[Start]
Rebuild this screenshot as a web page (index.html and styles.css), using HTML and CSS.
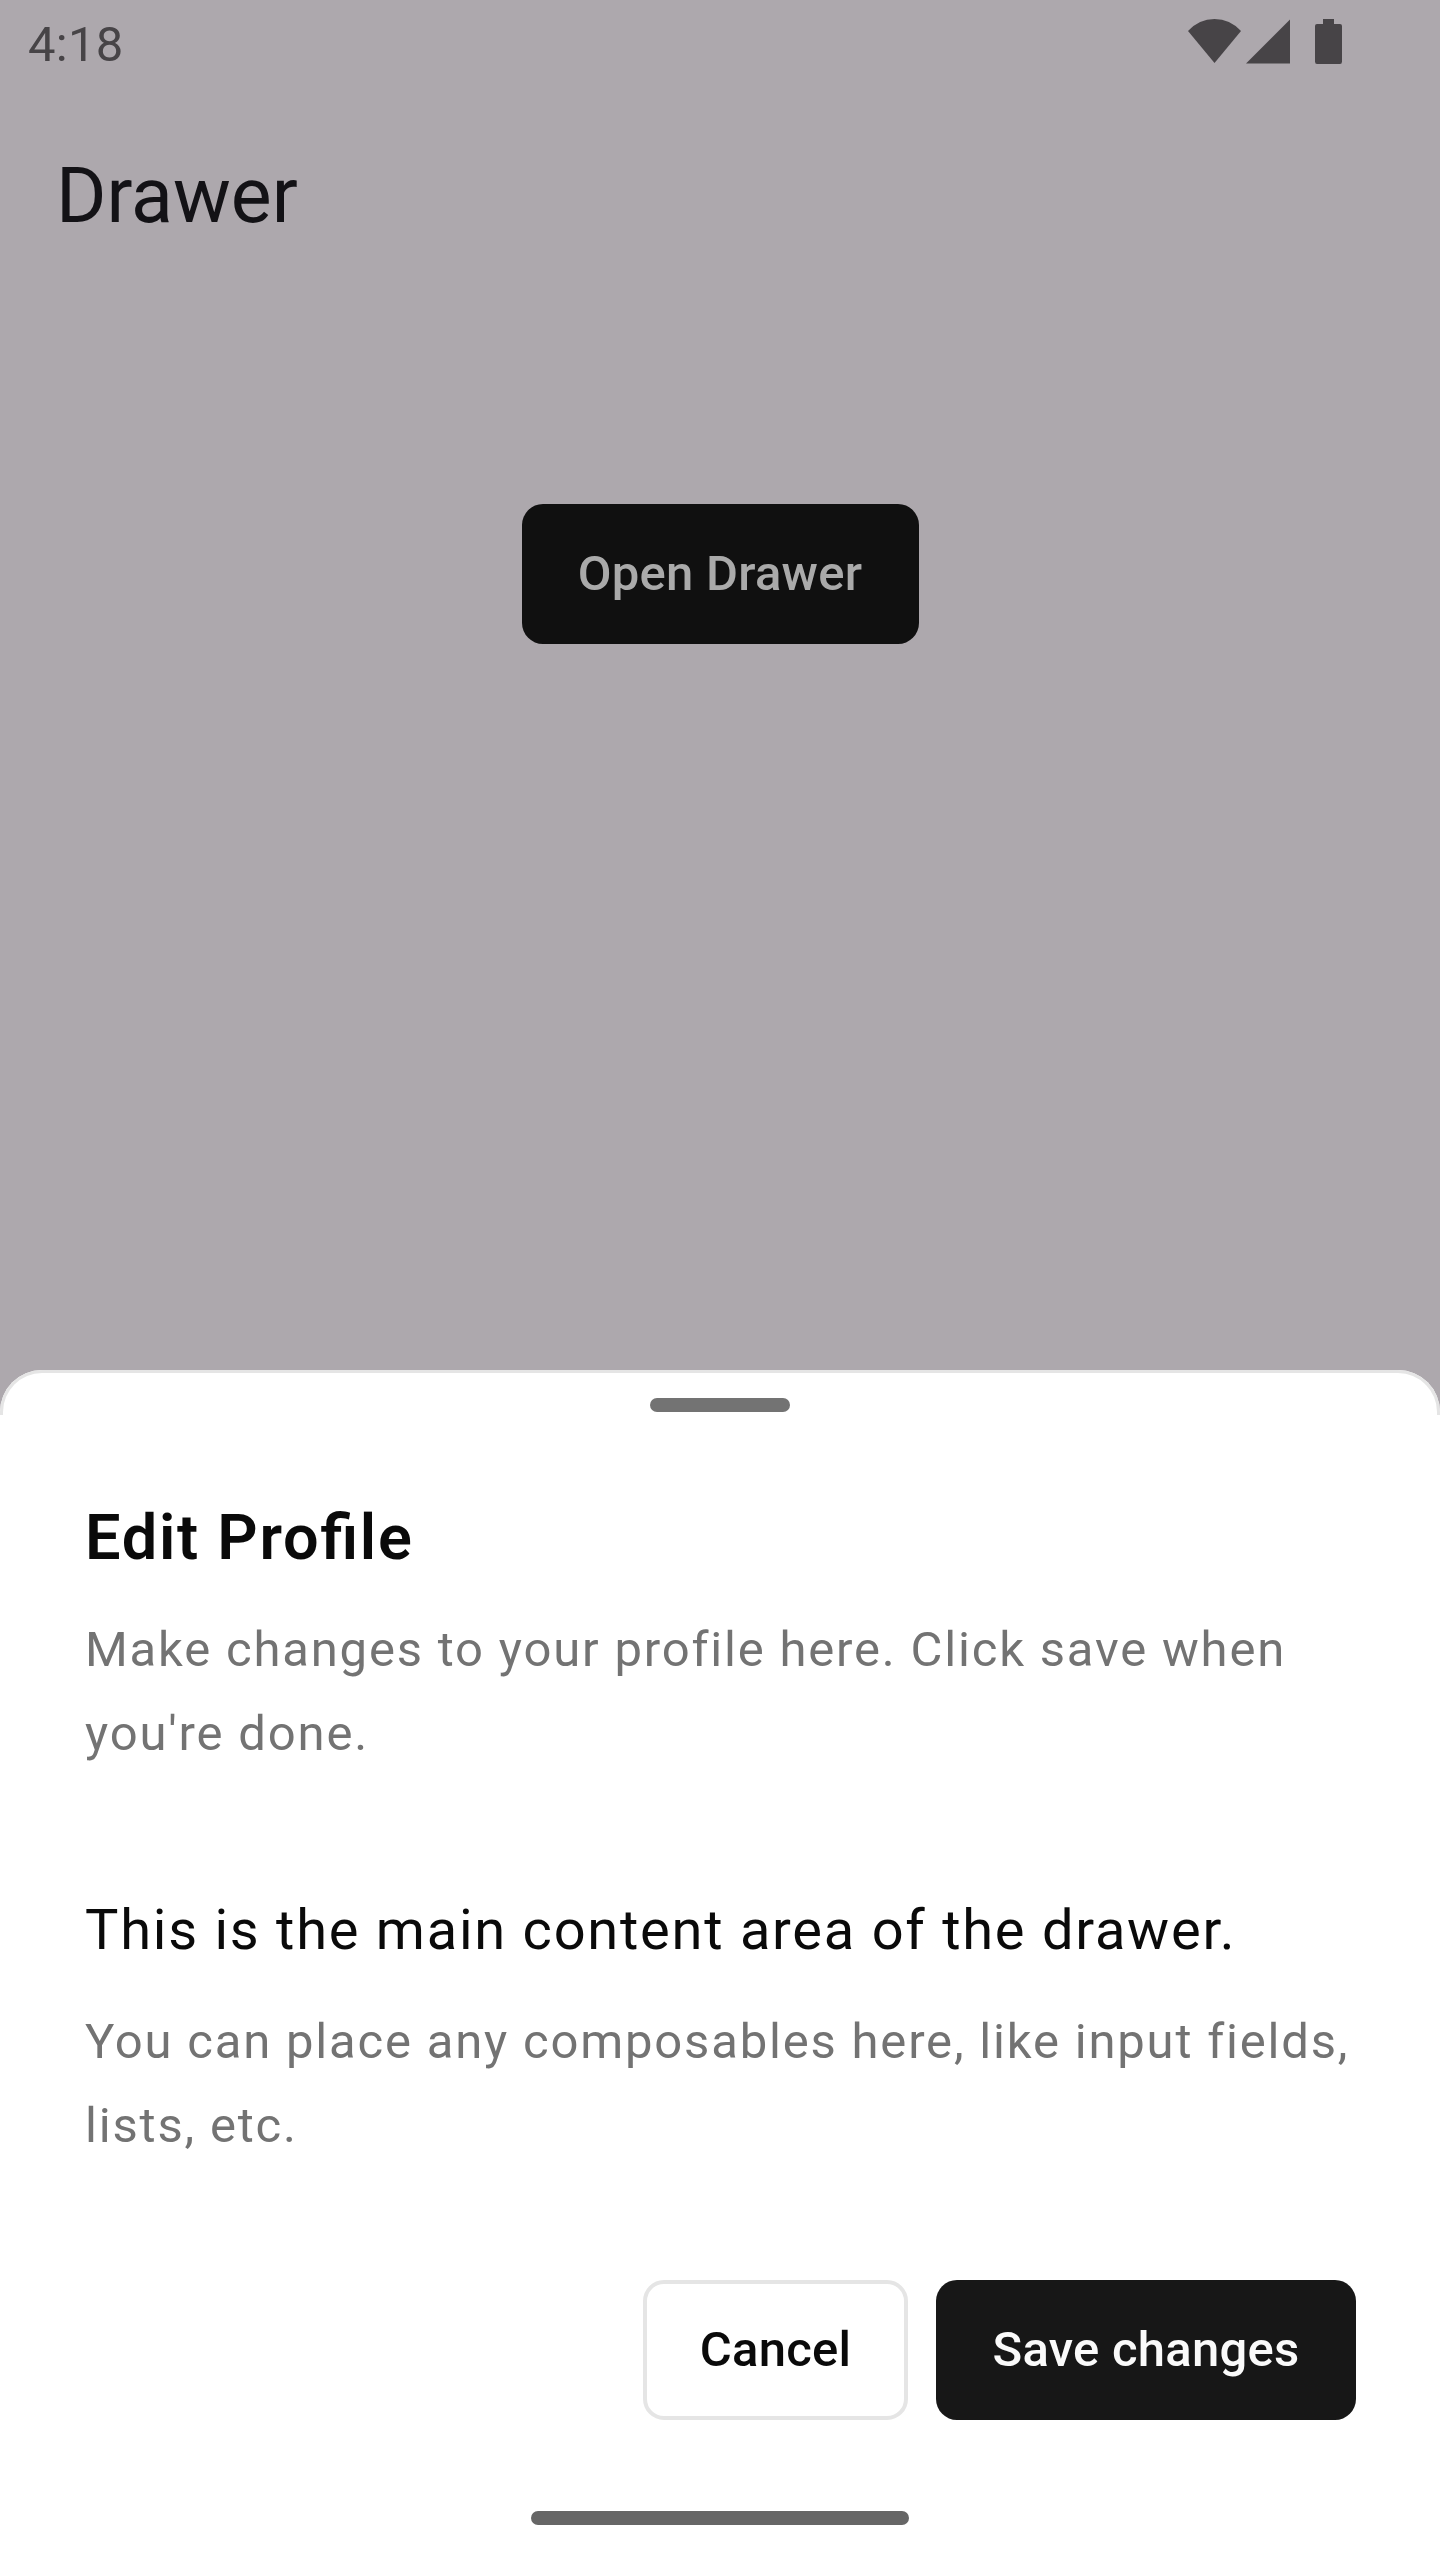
FILE: index.html
```html
<!DOCTYPE html>
<html lang="en">
<head>
<meta charset="utf-8">
<title>Drawer</title>
<link rel="stylesheet" href="styles.css">
</head>
<body>
<main class="screen">
  <header class="status">
    <span class="clock">4:18</span>
    <svg class="status-icons" width="160" height="48" viewBox="0 0 160 48">
      <path d="M0 13Q11 1 26.500 1Q42 1 53 13L26.500 45Z"/>
      <path d="M58 45.500L102 1.500V45.500Z"/>
      <path d="M135 1H146V6H152Q154 6 154 8V43.500Q154 46 152 46H129Q127 46 127 43.500V8Q127 6 129 6H135Z"/>
    </svg>
  </header>
  <h1 class="title">Drawer</h1>
  <button class="btn open">Open Drawer</button>
  <section class="sheet">
    <div class="handle"></div>
    <h2 class="heading">Edit Profile</h2>
    <p class="muted intro">Make changes to your profile here. Click save when you're done.</p>
    <p class="lead">This is the main content area of the drawer.</p>
    <p class="muted">You can place any composables here, like input fields, lists, etc.</p>
    <div class="actions">
      <button class="btn outline">Cancel</button>
      <button class="btn primary">Save changes</button>
    </div>
    <div class="nav-pill"></div>
  </section>
</main>
</body>
</html>
```
FILE: styles.css
```css
* { box-sizing: border-box; margin: 0; padding: 0; }
body { font-family: Roboto, sans-serif; background: #ada8ad; }
.screen { width: 1440px; height: 2560px; display: flex; flex-direction: column; overflow: hidden; background: #ada8ad; }
.status { height: 84px; padding: 18px 92px 0 28px; display: flex; justify-content: space-between; align-items: flex-start; color: #474447; }
.clock { font-size: 49px; line-height: 54px; letter-spacing: 0.3px; }
.status-icons { fill: #474447; }
.title { height: 224px; padding: 63px 56px 0; font-size: 77px; line-height: 98px; font-weight: 400; color: #131216; }
.btn { height: 140px; padding-bottom: 2px; border: 0; border-radius: 21px; font: 500 49px Roboto, sans-serif; letter-spacing: 0.25px; }
.open { width: 397px; margin: 196px auto 0; background: #101010; color: #aaa; }
.sheet { position: relative; height: 1190px; margin-top: auto; padding: 28px 84px 0; display: flex; flex-direction: column; background: #fff; border-radius: 42px 42px 0 0; }
/* Outline along the rounded top edge only */
.sheet::before { content: ""; position: absolute; inset: 0 0 auto; height: 42px; border: 3px solid #e5e5e5; border-bottom: 0; border-radius: 42px 42px 0 0; }
.handle { width: 140px; height: 14px; border-radius: 7px; background: #737373; margin: 0 auto; }
.heading, .muted, .lead { padding-left: 1px; }
.heading { margin-top: 84px; font-size: 63px; line-height: 84px; font-weight: 600; letter-spacing: 1.75px; color: #0a0a0a; font-feature-settings: "liga" 1; }
.muted { margin-top: 28px; font-size: 49px; line-height: 84px; letter-spacing: 1.81px; color: #737373; }
.lead { margin-top: 112px; font-size: 56px; line-height: 84px; letter-spacing: 1.75px; color: #0a0a0a; }
.actions { display: flex; justify-content: flex-end; gap: 28px; margin-top: 112px; }
.outline { width: 265px; border: 4px solid #e5e5e5; background: #fff; color: #0a0a0a; }
.primary { width: 420px; background: #171717; color: #fafafa; }
.nav-pill { width: 378px; height: 14px; border-radius: 7px; background: #666; margin: 91px auto 0; }
```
[End]
| What you should do |
Transcribe the full listing character for character. Pictures are excluded.

| Correct result |
Rebuild this screenshot as a web page (index.html and styles.css), using HTML and CSS.
FILE: index.html
```html
<!DOCTYPE html>
<html lang="en">
<head>
<meta charset="utf-8">
<title>Drawer</title>
<link rel="stylesheet" href="styles.css">
</head>
<body>
<main class="screen">
  <header class="status">
    <span class="clock">4:18</span>
    <svg class="status-icons" width="160" height="48" viewBox="0 0 160 48">
      <path d="M0 13Q11 1 26.500 1Q42 1 53 13L26.500 45Z"/>
      <path d="M58 45.500L102 1.500V45.500Z"/>
      <path d="M135 1H146V6H152Q154 6 154 8V43.500Q154 46 152 46H129Q127 46 127 43.500V8Q127 6 129 6H135Z"/>
    </svg>
  </header>
  <h1 class="title">Drawer</h1>
  <button class="btn open">Open Drawer</button>
  <section class="sheet">
    <div class="handle"></div>
    <h2 class="heading">Edit Profile</h2>
    <p class="muted intro">Make changes to your profile here. Click save when you're done.</p>
    <p class="lead">This is the main content area of the drawer.</p>
    <p class="muted">You can place any composables here, like input fields, lists, etc.</p>
    <div class="actions">
      <button class="btn outline">Cancel</button>
      <button class="btn primary">Save changes</button>
    </div>
    <div class="nav-pill"></div>
  </section>
</main>
</body>
</html>
```
FILE: styles.css
```css
* { box-sizing: border-box; margin: 0; padding: 0; }
body { font-family: Roboto, sans-serif; background: #ada8ad; }
.screen { width: 1440px; height: 2560px; display: flex; flex-direction: column; overflow: hidden; background: #ada8ad; }
.status { height: 84px; padding: 18px 92px 0 28px; display: flex; justify-content: space-between; align-items: flex-start; color: #474447; }
.clock { font-size: 49px; line-height: 54px; letter-spacing: 0.3px; }
.status-icons { fill: #474447; }
.title { height: 224px; padding: 63px 56px 0; font-size: 77px; line-height: 98px; font-weight: 400; color: #131216; }
.btn { height: 140px; padding-bottom: 2px; border: 0; border-radius: 21px; font: 500 49px Roboto, sans-serif; letter-spacing: 0.25px; }
.open { width: 397px; margin: 196px auto 0; background: #101010; color: #aaa; }
.sheet { position: relative; height: 1190px; margin-top: auto; padding: 28px 84px 0; display: flex; flex-direction: column; background: #fff; border-radius: 42px 42px 0 0; }
/* Outline along the rounded top edge only */
.sheet::before { content: ""; position: absolute; inset: 0 0 auto; height: 42px; border: 3px solid #e5e5e5; border-bottom: 0; border-radius: 42px 42px 0 0; }
.handle { width: 140px; height: 14px; border-radius: 7px; background: #737373; margin: 0 auto; }
.heading, .muted, .lead { padding-left: 1px; }
.heading { margin-top: 84px; font-size: 63px; line-height: 84px; font-weight: 600; letter-spacing: 1.75px; color: #0a0a0a; font-feature-settings: "liga" 1; }
.muted { margin-top: 28px; font-size: 49px; line-height: 84px; letter-spacing: 1.81px; color: #737373; }
.lead { margin-top: 112px; font-size: 56px; line-height: 84px; letter-spacing: 1.75px; color: #0a0a0a; }
.actions { display: flex; justify-content: flex-end; gap: 28px; margin-top: 112px; }
.outline { width: 265px; border: 4px solid #e5e5e5; background: #fff; color: #0a0a0a; }
.primary { width: 420px; background: #171717; color: #fafafa; }
.nav-pill { width: 378px; height: 14px; border-radius: 7px; background: #666; margin: 91px auto 0; }
```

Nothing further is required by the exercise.